Il ne fait pas concurrence à l’état civil, comme Balzac, mais au temps qui passe. Il reconstruit le temps en se repassant le film à l’envers. Il installe, assis sur un fauteuil en bois, « cette caméra capable d’enregistrer depuis deux siècles en accéléré les entrées des navires comme s’ils avaient franchi à la file la passe de Nordhoff ». À l’instar d’un employé de compagnie maritime, il surveille l’entrée des voiliers et des paquebots : le Beagle où voguait Charles Darwin, La Reine Blanche de l’amiral Dupetit-Thouars, la Flore sur laquelle servait Julien Viaud, « l’Océanien qui amène Gauguin puis le Marioposa Segalen (…) le Snark de Jack et Charmin London puis les Firecrest d’Alain Gerbault ».

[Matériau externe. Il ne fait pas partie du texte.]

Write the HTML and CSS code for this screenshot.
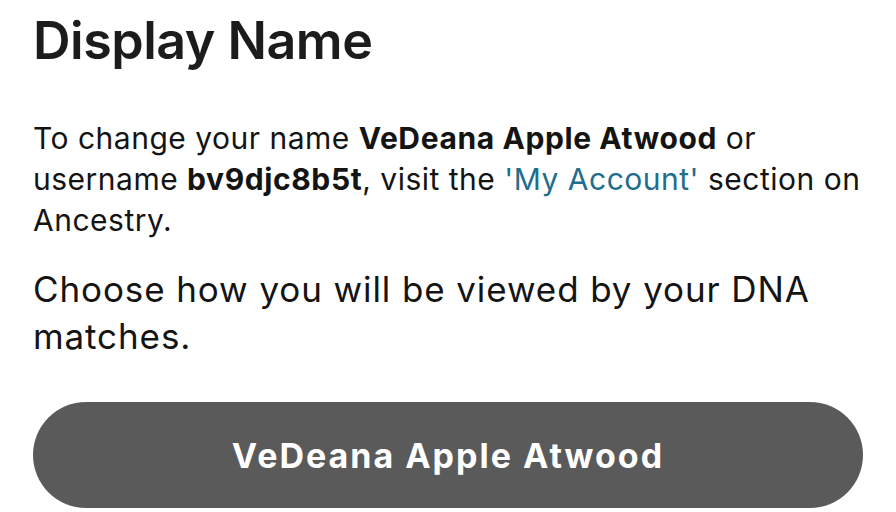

Et ainsi de suite. Tel un oiseau en apesanteur, c’est ainsi que Deville donne foi à ce qu’il appelle son « projet planétaire et satellitaire ». En écho à son rêve d’enfant, où il se voyait sur un tapis volant, parcourir le vaste monde.
Le tapis volant de Patrick Deville Éd. Seuil / Diagonales, 190p., 18 €.
Fenua Éd. Seuil, 361p., 20 €.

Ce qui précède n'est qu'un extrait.